The request: Scan the material and copy every line in which "Tailwind" appears.

Supplied material:
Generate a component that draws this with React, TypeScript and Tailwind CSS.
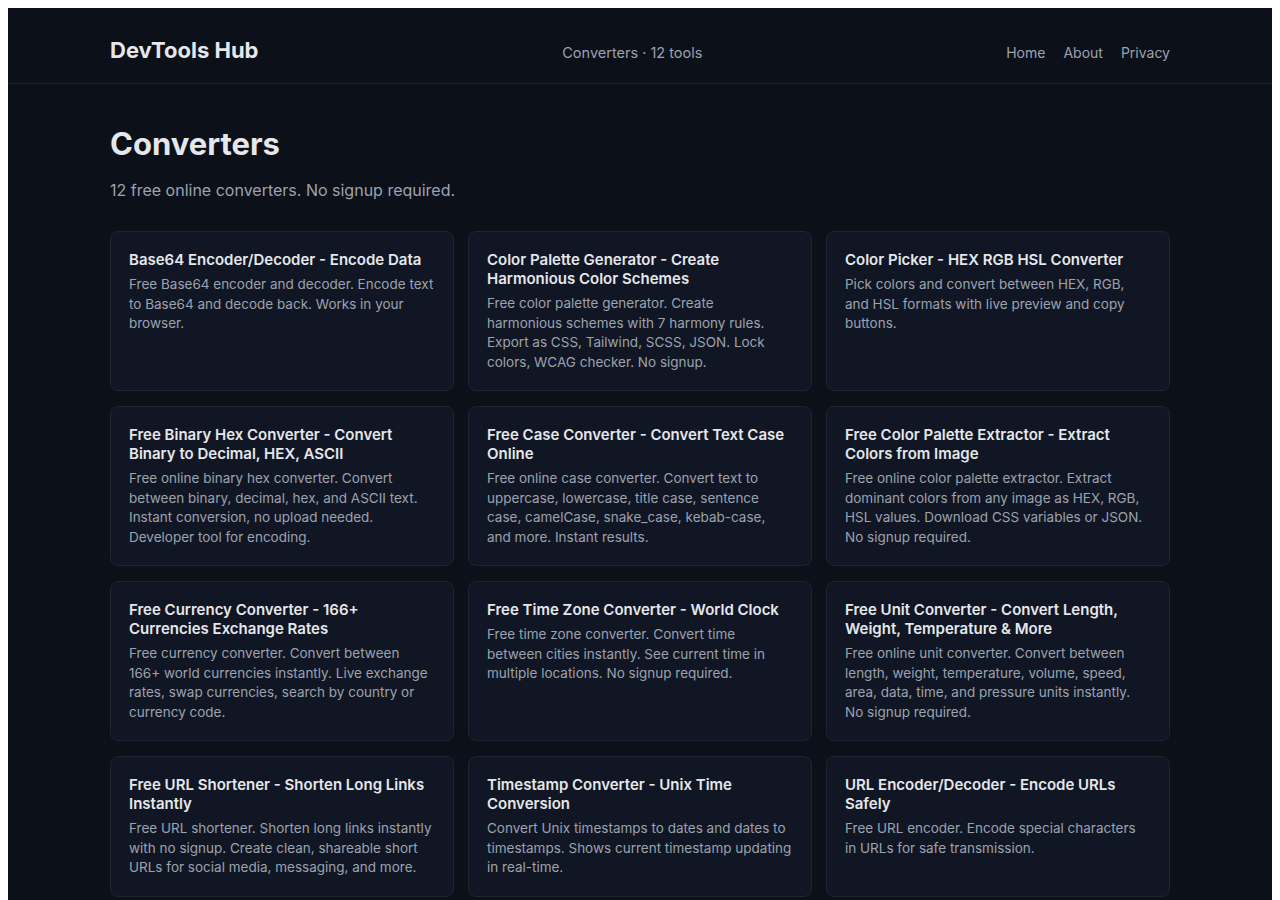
import React from "react";

interface Tool {
  title: string;
  desc: string;
}

// descriptions keep the line breaks of the original layout
const tools: Tool[] = [
  {
    title: "Base64 Encoder/Decoder - Encode Data",
    desc: "Free Base64 encoder and decoder. Encode text\nto Base64 and decode back. Works in your\nbrowser.",
  },
  {
    title: "Color Palette Generator - Create Harmonious Color Schemes",
    desc: "Free color palette generator. Create\nharmonious schemes with 7 harmony rules.\nExport as CSS, Tailwind, SCSS, JSON. Lock\ncolors, WCAG checker. No signup.",
  },
  {
    title: "Color Picker - HEX RGB HSL Converter",
    desc: "Pick colors and convert between HEX, RGB,\nand HSL formats with live preview and copy\nbuttons.",
  },
  {
    title: "Free Binary Hex Converter - Convert Binary to Decimal, HEX, ASCII",
    desc: "Free online binary hex converter. Convert\nbetween binary, decimal, hex, and ASCII text.\nInstant conversion, no upload needed.\nDeveloper tool for encoding.",
  },
  {
    title: "Free Case Converter - Convert Text Case Online",
    desc: "Free online case converter. Convert text to\nuppercase, lowercase, title case, sentence\ncase, camelCase, snake_case, kebab-case,\nand more. Instant results.",
  },
  {
    title: "Free Color Palette Extractor - Extract Colors from Image",
    desc: "Free online color palette extractor. Extract\ndominant colors from any image as HEX, RGB,\nHSL values. Download CSS variables or JSON.\nNo signup required.",
  },
  {
    title: "Free Currency Converter - 166+ Currencies Exchange Rates",
    desc: "Free currency converter. Convert between\n166+ world currencies instantly. Live exchange\nrates, swap currencies, search by country or\ncurrency code.",
  },
  {
    title: "Free Time Zone Converter - World Clock",
    desc: "Free time zone converter. Convert time\nbetween cities instantly. See current time in\nmultiple locations. No signup required.",
  },
  {
    title: "Free Unit Converter - Convert Length, Weight, Temperature & More",
    desc: "Free online unit converter. Convert between\nlength, weight, temperature, volume, speed,\narea, data, time, and pressure units instantly.\nNo signup required.",
  },
  {
    title: "Free URL Shortener - Shorten Long Links Instantly",
    desc: "Free URL shortener. Shorten long links instantly\nwith no signup. Create clean, shareable short\nURLs for social media, messaging, and more.",
  },
  {
    title: "Timestamp Converter - Unix Time Conversion",
    desc: "Convert Unix timestamps to dates and dates to\ntimestamps. Shows current timestamp updating\nin real-time.",
  },
  {
    title: "URL Encoder/Decoder - Encode URLs Safely",
    desc: "Free URL encoder. Encode special characters\nin URLs for safe transmission.",
  },
];

export default function App() {
  return (
    <div className="min-h-screen bg-white p-2 font-['Inter','Noto_Sans',sans-serif]">
      <div className="min-h-[900px] bg-[#0c1019] text-gray-200">
        {/* Header */}
        <header className="border-b border-[#1c2130]">
          <div className="mx-auto flex max-w-[1060px] items-baseline justify-between pt-[28px] pb-[19px]">
            <a className="text-[22px] font-bold leading-[28px] text-[#e5e7eb]">DevTools Hub</a>
            <span className="text-[14.5px] text-[#9ca3af]">Converters · 12 tools</span>
            <nav className="flex gap-[18px] text-[14px] text-[#9ca3af]">
              <a>Home</a>
              <a>About</a>
              <a>Privacy</a>
            </nav>
          </div>
        </header>

        {/* Main */}
        <main className="mx-auto max-w-[1060px] pt-10">
          <h1 className="text-[31px] font-bold leading-[40px] text-[#e5e7eb]">Converters</h1>
          <p className="mt-[14px] text-base leading-6 text-[#9ca3af]">
            12 free online converters. No signup required.
          </p>

          <div className="mt-[29px] grid grid-cols-3 gap-x-[14px] gap-y-[15px]">
            {tools.map((t) => (
              <a
                key={t.title}
                className="block rounded-lg border border-[#1d2433] bg-[#111624] p-[18px]"
              >
                <h2 className="text-[15px] font-semibold leading-[19px] text-[#e5e7eb]">{t.title}</h2>
                <p className="mt-1.5 text-[13.5px] leading-[19.5px] text-[#9ca3af]">
                  {t.desc.split("\n").map((line) => (
                    <span key={line} className="block whitespace-nowrap">
                      {line}
                    </span>
                  ))}
                </p>
              </a>
            ))}
          </div>
        </main>
      </div>
    </div>
  );
}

Solution to this task:
Generate a component that draws this with React, TypeScript and Tailwind CSS.
    desc: "Free color palette generator. Create\nharmonious schemes with 7 harmony rules.\nExport as CSS, Tailwind, SCSS, JSON. Lock\ncolors, WCAG checker. No signup.",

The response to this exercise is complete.